The growth rate in the non-cigarette fast moving consumer goods (FMCG) business recovered with the gross sales growing by 14.0% yoy in Q2FY2010, which was better as compared with the 9.5% yoy growth in Q1FY2010. Also the PBIT losses in the non-cigarette FMCG business came down to Rs.85.0 crore in Q2FY2010 as compared to Rs.116.6 crore in Q2FY2009 and Rs.99.8 crore in Q1FY2010.

As anticipated, the hotel business’ gross sales declined by 25.2% yoy to Rs.186.3 crore due to lower occupancies and decline in the average room rate. The PBIT margin of the hotel business stood at 16.9% in Q2FY2010 as compared to 27.6% in Q2FY2009.

Company’s agribusiness posted a stellar performance, with the gross revenues growing by 19.0% yoy to Rs.1,028.3 crore and the PBIT margin improving by a sharp 820 basis points yoy to 16.9% during the quarter.

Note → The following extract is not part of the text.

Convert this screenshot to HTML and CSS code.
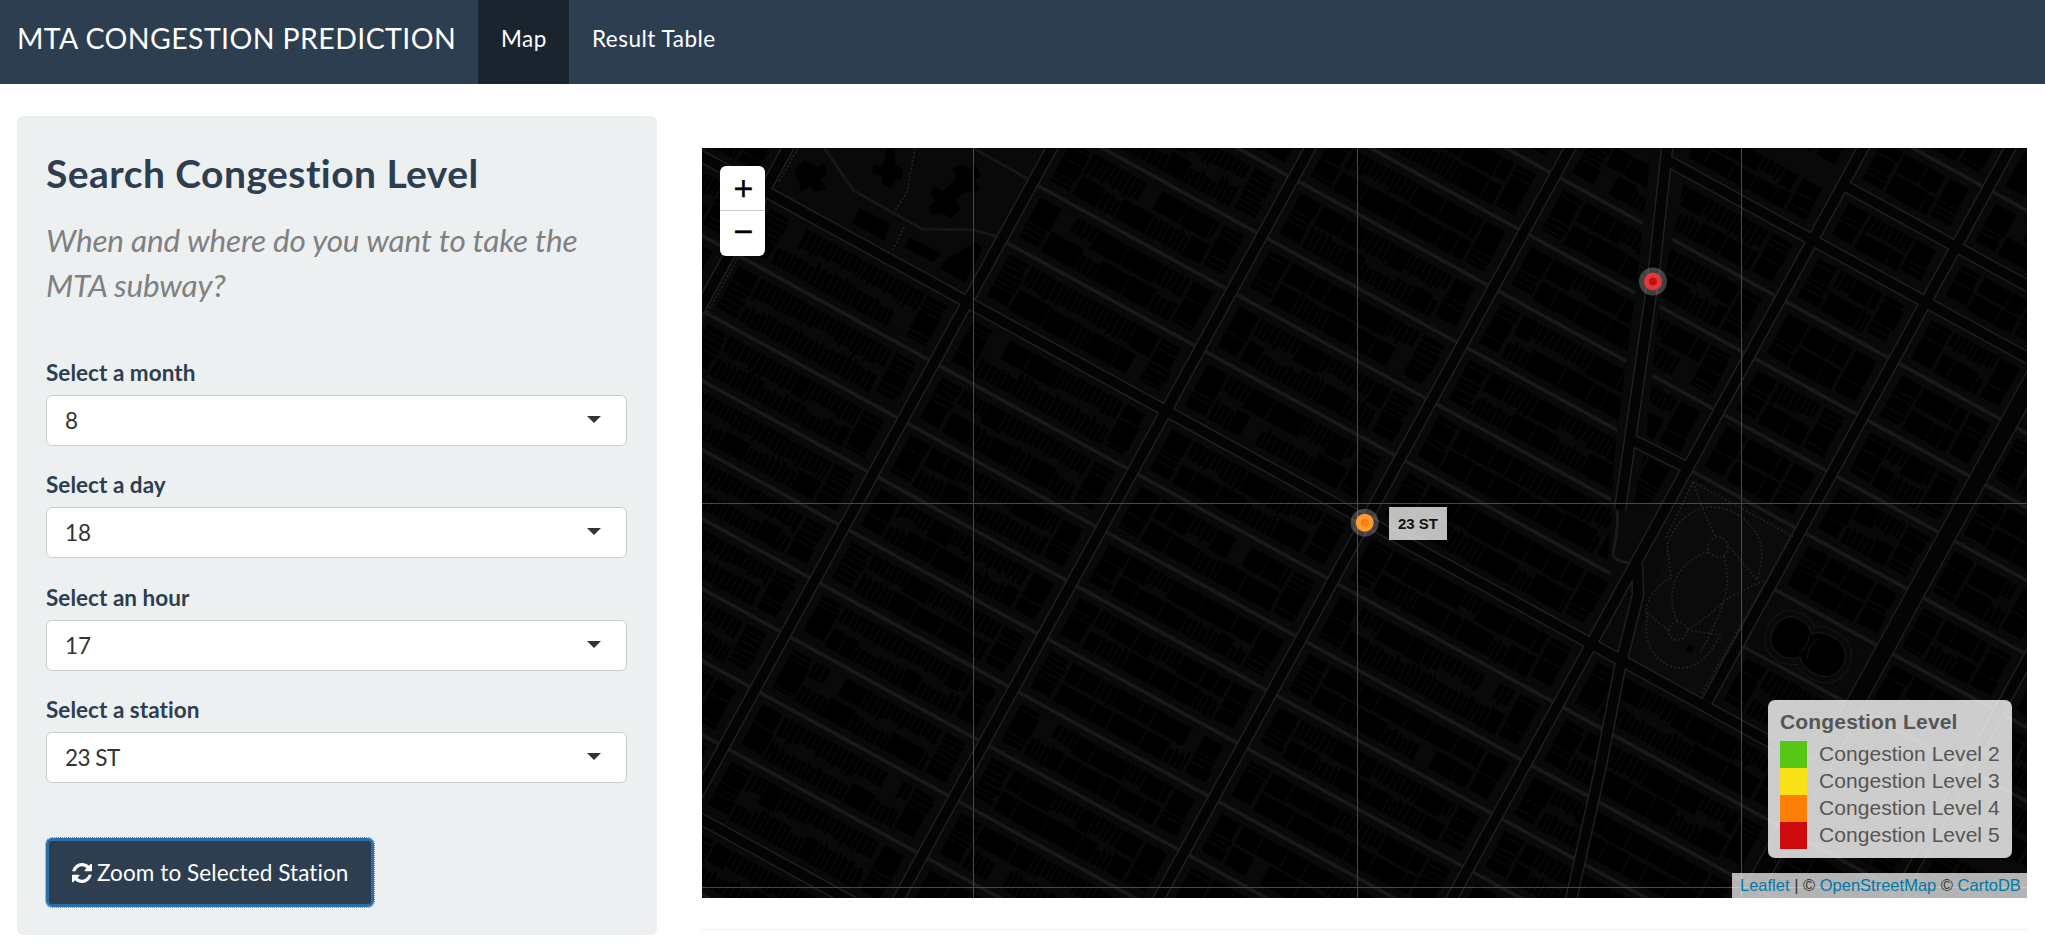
FILE: index.html
```html
<!DOCTYPE html>
<html lang="en">
<head>
<meta charset="utf-8">
<title>MTA Congestion Prediction</title>
<link rel="stylesheet" href="styles.css">
</head>
<body>
<nav class="navbar">
  <a class="brand">MTA CONGESTION PREDICTION</a>
  <a class="tab active">Map</a>
  <a class="tab">Result Table</a>
</nav>
<main class="layout">
  <aside class="well">
    <h3 class="title">Search Congestion Level</h3>
    <p class="lead">When and where do you want to take the MTA subway?</p>
    <div class="field"><label class="label">Select a month</label><div class="select"><span>8</span><i class="caret"></i></div></div>
    <div class="field"><label class="label">Select a day</label><div class="select"><span>18</span><i class="caret"></i></div></div>
    <div class="field"><label class="label">Select an hour</label><div class="select"><span>17</span><i class="caret"></i></div></div>
    <div class="field"><label class="label">Select a station</label><div class="select"><span class="station">23 ST</span><i class="caret"></i></div></div>
    <button class="button"><svg class="refresh" viewBox="0 0 1536 1536"><path fill="#fff" d="M1511 928q0 5-1 7-64 268-268 434.500T764 1536q-146 0-282.500-55T238 1324l-129 129q-19 19-45 19t-45-19-19-45V960q0-26 19-45t45-19h448q26 0 45 19t19 45-19 45l-137 137q71 66 161 102t187 36q134 0 250-65t186-179q11-17 53-117 8-23 30-23h192q13 0 22.500 9.500t9.500 22.500zM1536 128v448q0 26-19 45t-45 19h-448q-26 0-45-19t-19-45 19-45l138-138Q969 256 768 256q-134 0-250 65T332 500q-11 17-53 117-8 23-30 23H50q-13 0-22.500-9.500T18 608v-7q65-268 270-434.500T768 0q146 0 284 55.500T1297 212l130-129q19-19 45-19t45 19 19 45z"/></svg><span class="button-text">Zoom to Selected Station</span></button>
  </aside>
  <section class="content">
    <div class="map">
      <svg class="tiles" id="tiles" viewBox="702 148 1325 750"></svg>
      <div class="zoom"><a class="zoom-in">+</a><a class="zoom-out">−</a></div>
      <div class="tooltip">23 ST</div>
      <div class="legend">
        <strong class="legend-title">Congestion Level</strong>
        <div class="legend-row"><i class="swatch green"></i>Congestion Level 2</div>
        <div class="legend-row"><i class="swatch yellow"></i>Congestion Level 3</div>
        <div class="legend-row"><i class="swatch orange"></i>Congestion Level 4</div>
        <div class="legend-row"><i class="swatch red"></i>Congestion Level 5</div>
      </div>
      <div class="attribution"><a>Leaflet</a> | © <a>OpenStreetMap</a> © <a>CartoDB</a></div>
    </div>
    <hr class="rule">
  </section>
</main>
<script src="map.js"></script>
</body>
</html>
```
FILE: styles.css
```css
* { box-sizing: border-box; }
body { margin: 0; background: #fff; font-family: Lato, sans-serif; font-size: 22.5px; font-variant-ligatures: none; color: #2c3e50; height: 950px; overflow: hidden; }
.navbar { display: flex; height: 84px; background: #2c3e50; color: #fff; }
.brand { width: 478px; padding-left: 17px; font-size: 28.5px; letter-spacing: .4px; line-height: 77px; white-space: nowrap; }
.tab { padding: 0 23px; line-height: 77px; letter-spacing: .5px; white-space: nowrap; }
.tab.active { width: 91px; background: #1a242f; }
.layout { display: flex; align-items: flex-start; padding: 32px 18px 0 17px; }
.well { width: 640px; height: 819px; padding: 32px 30px 0 29px; background: #ecf0f1; border-radius: 6px; }
.title { margin: 0; font-size: 39px; line-height: 50px; letter-spacing: .44px; font-weight: 700; white-space: nowrap; }
.lead { margin: 20px 0 50px; width: 560px; font-size: 31.5px; line-height: 45px; letter-spacing: -.17px; font-style: italic; color: #808080; }
.field { height: 112.3px; }
.label { display: block; height: 37px; line-height: 29px; font-weight: 700; letter-spacing: .04px; white-space: nowrap; }
.select { display: flex; align-items: center; justify-content: space-between; height: 51px; padding: 0 25px 0 18px; background: #fff; border: 1.5px solid #ccc; border-radius: 6px; color: #333; }
.station { letter-spacing: -.5px; }
.caret { margin-bottom: 2px; border: 7px solid transparent; border-bottom-width: 0; border-top: 7px solid #333; }
.button { display: flex; align-items: center; gap: 5px; margin-top: 31px; width: 328px; height: 69px; padding: 0 0 0 23px; background: #2c3e50; border: 3px solid #2a6fac; border-radius: 6px; outline: 1px dotted #3a8fd8; outline-offset: 0; color: #fff; font: 22.5px Lato, sans-serif; font-variant-ligatures: none; letter-spacing: .1px; white-space: nowrap; }
.refresh { width: 20px; height: 20px; }
.content { width: 1325px; margin: 32px 0 0 45px; }
.map { position: relative; height: 750px; background: #080808; overflow: hidden; font-family: "Liberation Sans", Arial, sans-serif; }
.tiles { display: block; width: 1325px; height: 750px; }
.zoom { position: absolute; left: 18px; top: 18px; width: 45px; height: 90px; background: #fff; border-radius: 6px; color: #000; font: 400 26px "DejaVu Sans", sans-serif; -webkit-text-stroke: .6px #000; text-align: center; }
.zoom a { display: block; height: 45px; padding-left: 2px; }
.zoom a.zoom-in { border-bottom: 1.5px solid #ccc; line-height: 45px; }
.zoom a.zoom-out { line-height: 40px; }
.tooltip { position: absolute; left: 687px; top: 359px; width: 58px; height: 33px; background: rgba(255,255,255,.75); color: #111; font-size: 15px; font-weight: 700; line-height: 33px; text-align: center; white-space: nowrap; }
.legend { position: absolute; left: 1066px; top: 552px; width: 244px; height: 158px; padding: 9px 12px; border-radius: 7px; background: rgba(255,255,255,.8); color: #555; font-size: 21px; white-space: nowrap; }
.legend-title { display: block; height: 32px; line-height: 26px; letter-spacing: .16px; }
.legend-row { display: flex; height: 27px; gap: 12px; line-height: 26px; letter-spacing: .05px; }
.swatch { width: 27px; height: 27px; }
.green { background: #57c715; }
.yellow { background: #f9e118; }
.orange { background: #fb8005; }
.red { background: #cd0a0d; }
.attribution { position: absolute; right: 0; bottom: 0; width: 295px; height: 25px; padding-left: 8px; background: rgba(255,255,255,.7); color: #333; font-size: 16.5px; line-height: 24px; white-space: nowrap; }
.attribution a { color: #0078a8; }
.rule { margin: 31px 0 0; border: 0; border-top: 1.5px solid #eee; }
```
FILE: map.js
```js
// Street grid in rotated coordinates: u runs along the streets, v across them.
const TILT = 28.72;
const avenues = [532, 762, 993.5, 1220, 1448, 1705, 1834, 1965, 2095, 2225];
const streetC = [-1050, -975, -900, -825, -753, -677, -603, -530, -456, -383, -309, -228, -149, -74, -4, 65, 134, 204, 276, 350, 435, 510];
const wide = new Set([-825, -753, -228, 435]);
const streets = streetC.map(c => c * 0.877);
let seed = 7;
const rnd = () => (seed = (seed * 16807) % 2147483647) / 2147483647;
const r1 = n => Math.round(n * 10) / 10;
let lots = '';
const rect = (x, y, w, h) => { lots += `M${r1(x)} ${r1(y)}h${r1(w)}v${r1(h)}h${r1(-w)}z`; };

function fillBlock(u0, u1, v0, v1, coarse) {
  const h = v1 - v0, end = 24;
  // Lots facing the avenues at both ends of a block.
  [u0, u1 - end].forEach(x => {
    let y = v0;
    while (y < v1 - 3) {
      const s = Math.min(v1 - y, rnd() < 0.15 + coarse * 0.5 ? 12 + rnd() * 20 : 5 + rnd() * 2);
      rect(x, y, end - rnd() * 3, s - 1.3);
      y += s;
    }
  });
  // Two rows of back-to-back lots along the streets.
  [0, 1].forEach(side => {
    let x = u0 + end + 2;
    const stop = u1 - end - 2;
    while (x < stop - 3) {
      const roll = rnd();
      const big = roll < coarse;
      if (roll > 0.97) { x += 16; continue; }
      const run = big ? 1 : 3 + Math.floor(rnd() * 5);
      const base = h * (0.3 + rnd() * 0.13);
      for (let i = 0; i < run && x < stop - 3; i++) {
        const w = Math.min(stop - x, big ? 14 + rnd() * 26 : 5 + rnd() * 2);
        const d = big ? h * (0.44 + rnd() * 0.04) : base + rnd() * 2;
        rect(x, side ? v1 - d : v0, w - 1.3, d);
        if (!big && rnd() < 0.3) rect(x, side ? v1 - d - 3 : v0 + d - 1, (w - 1.4) / 2, 4);
        x += w;
      }
    }
  });
}

for (let i = 0; i < avenues.length - 1; i++) {
  for (let j = 0; j < streets.length - 1; j++) {
    const south = streetC[j] >= -228;
    if (i === 1 && !south) continue;
    if (i === 6 && south) continue;
    const right = i === 5 && south ? avenues[7] - 5 : avenues[i + 1];
    const u0 = avenues[i] + 14, v0 = streets[j] + (wide.has(streetC[j]) ? 13 : 9);
    const u1 = right - 14, v1 = streets[j + 1] - (wide.has(streetC[j + 1]) ? 13 : 9);
    fillBlock(u0, u1, v0, v1, i < 2 ? 0.14 : i < 3 ? 0.34 : i < 4 ? 0.6 : 0.66);
  }
}

const line = (x1, y1, x2, y2) => `M${x1} ${y1}L${x2} ${y2}`;
const thin = streetC.filter(c => !wide.has(c)).map(c => {
  const start = c < -610 ? 1250 : (c < -228 ? 993 : 532);
  return line(start, r1(c * 0.877), 2300, r1(c * 0.877));
}).join('');
const aves = avenues.map((u, i) => line(u, -1000, u, i === 6 ? -205 : 600)).join('');
const cross = [[-825, 1706], [-753, 1540], [-228, 532], [435, 532]].map(([c, u]) => line(u, c * 0.877, c === -228 ? 1965 : 2300, c * 0.877)).join('');
const broadway = 'M1668 140L1653 280L1630 440L1620 510';
const lower = 'M1637 565L1638 595L1620 667L1600 770L1571 900';
const arterial = (rot, flat, w, col) => `<g fill="none" stroke="${col}" stroke-width="${w}"><path transform="rotate(${TILT})" d="${rot}"/><path d="${flat}"/></g>`;
const disc = (x, y, halo, core) => `<circle cx="${x}" cy="${y}" r="14" fill="#fff" opacity=".24"/><circle cx="${x}" cy="${y}" r="9" fill="${halo}"/><circle cx="${x}" cy="${y}" r="4" fill="${core}"/>`;

document.getElementById('tiles').innerHTML = `
<rect x="702" y="148" width="1325" height="750" fill="#090909"/>
<g transform="rotate(${TILT})"><path d="${lots}" fill="#000"/><path d="${thin}" stroke="#090909" stroke-width="15"/><path d="${thin}" stroke="#191919" stroke-width="3.8"/></g>
<path d="M1682 140L1693 140L1660 300L1645 446L1632 515L1610 515L1616 440L1637 280L1652 140z" fill="#090909"/>
<path d="M1693 478L1797 534L1707 696L1702 698L1632 660L1642 570z" fill="#0b0b0b"/>
<path d="M1655 500L1690 480L1632 655L1590 640L1614 590L1608 560L1612 515z" fill="#090909"/>
${arterial(aves + cross, broadway + lower + 'M1632 440L1692 470', 12.6, '#212121')}
<path transform="rotate(${TILT})" d="M1965 -1000V600" stroke="#202020" stroke-width="19"/>
${arterial(aves + cross, broadway + lower + 'M1632 440L1692 470', 9.8, '#040404')}
<path transform="rotate(${TILT})" d="M1965 -1000V600" stroke="#040404" stroke-width="16.500"/>
<path d="M1617 510Q1618 515 1617 530L1613 555Q1616 562 1631 563" fill="none" stroke="#1a1a1a" stroke-width="3"/>
<g fill="none" stroke="#171717" stroke-width="3"><path d="M823 146L853 190L922 229L975 230L998 237M973 148L1028 179"/></g>
<g fill="none" stroke="#222" stroke-width="1.7" stroke-dasharray="2 2"><path d="M915 148L907 192L895 211M904 227L893 250M798 148L779 182M738 258L702 322"/>
<path d="M1693 482L1792 536L1702 693M1693 482L1665 540M1693 482L1703 510L1715 536"/><circle cx="1718" cy="547" r="10"/><circle cx="1678" cy="631" r="9"/>
<path d="M1708 552C1682 560 1671 580 1672 602Q1674 616 1678 622M1724 556C1729 578 1728 592 1720 612Q1714 628 1700 653M1669 631L1646 612Q1648 590 1671 578L1667 545Q1680 510 1710 507Q1740 507 1758 536Q1766 552 1757 580L1728 545M1648 612Q1640 652 1670 666Q1700 676 1720 635L1687 630Q1705 620 1725 600L1764 580"/></g>
<path d="M1688 645l6 2 -2 6 -6 -2z"/>
<g><path d="M804 160l13 7 7-4 3 13-6 3 5 10-11 3-5-6-9 6-2-11-5-10zM886 148h9v17l8 5-1 9-6-1-5 10-8-3-1-9-10-3 2-8 9 2zM961 164l7 5 8-3 5 9-6 5 5 8-5 5-8-2-12 9 5 9-9 10-8-6-11 2-3-9 7-5-6-8 5-6 9 4 12-13-4-9zM859 208l31 15-6 18-31-18zM909 237l32 17-8 8-29-15zM943 262l32-20 8 6-18 34-24-13z"/></g>
<g transform="translate(1809 647) rotate(28)"><rect x="-54" y="-29" width="108" height="58" fill="#090909"/><path d="M-40 0q2-20 18-20q14 0 18 8q4-8 20-8q20 0 23 20q-2 21-22 21q-14 0-20-8q-8 8-18 8q-18-2-19-21z" stroke="#191919"/><path d="M-46 0q2-26 24-26q14 0 18 6q4-6 20-6q26 0 29 26q-2 27-28 27q-14 0-20-6q-8 6-18 6q-24-2-25-27zM-6-11q6 10 0 22M4-11q-6 10 0 22" fill="none" stroke="#171717"/></g>
<path d="M973.500 148V898M1357.500 148V898M1741.500 148V898M702 503.500H2027M702 887.500H2027" stroke="#484848" stroke-width="1" fill="none"/>
${disc(1364.7, 522.7, '#fc9a35', '#fb8005')}${disc(1653, 281.5, '#dc3a3c', '#cd0a0d')}`;
```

According to analysts, the sharp increase in the profitability of the agribusiness was led by ITC’s shift to high-margin commodity business and increase in leaf tobacco exports, which has higher margin.

Despite the sharp decline in the hotel business’ profitability, the company posted better operating profitability due to an improvement in the cigarette business’ margin, lower losses in the non-cigarette FMCG business and a higher margin in the agribusiness.

On an overall basis, the operating profit margin (OPM) improved by 513 basis points yoy primarily due to a sharp 399 basis points yoy decline in the other expenses as percentage to sales and lower raw material cost as percentage to sales. Thus the operating profit registered a strong growth of 30.8% yoy to Rs.1,590.1 crore during the quarter.

The strong operating performance led to a 25.8% yoy growth in the adjusted net profit to Rs.1,009.9 crore.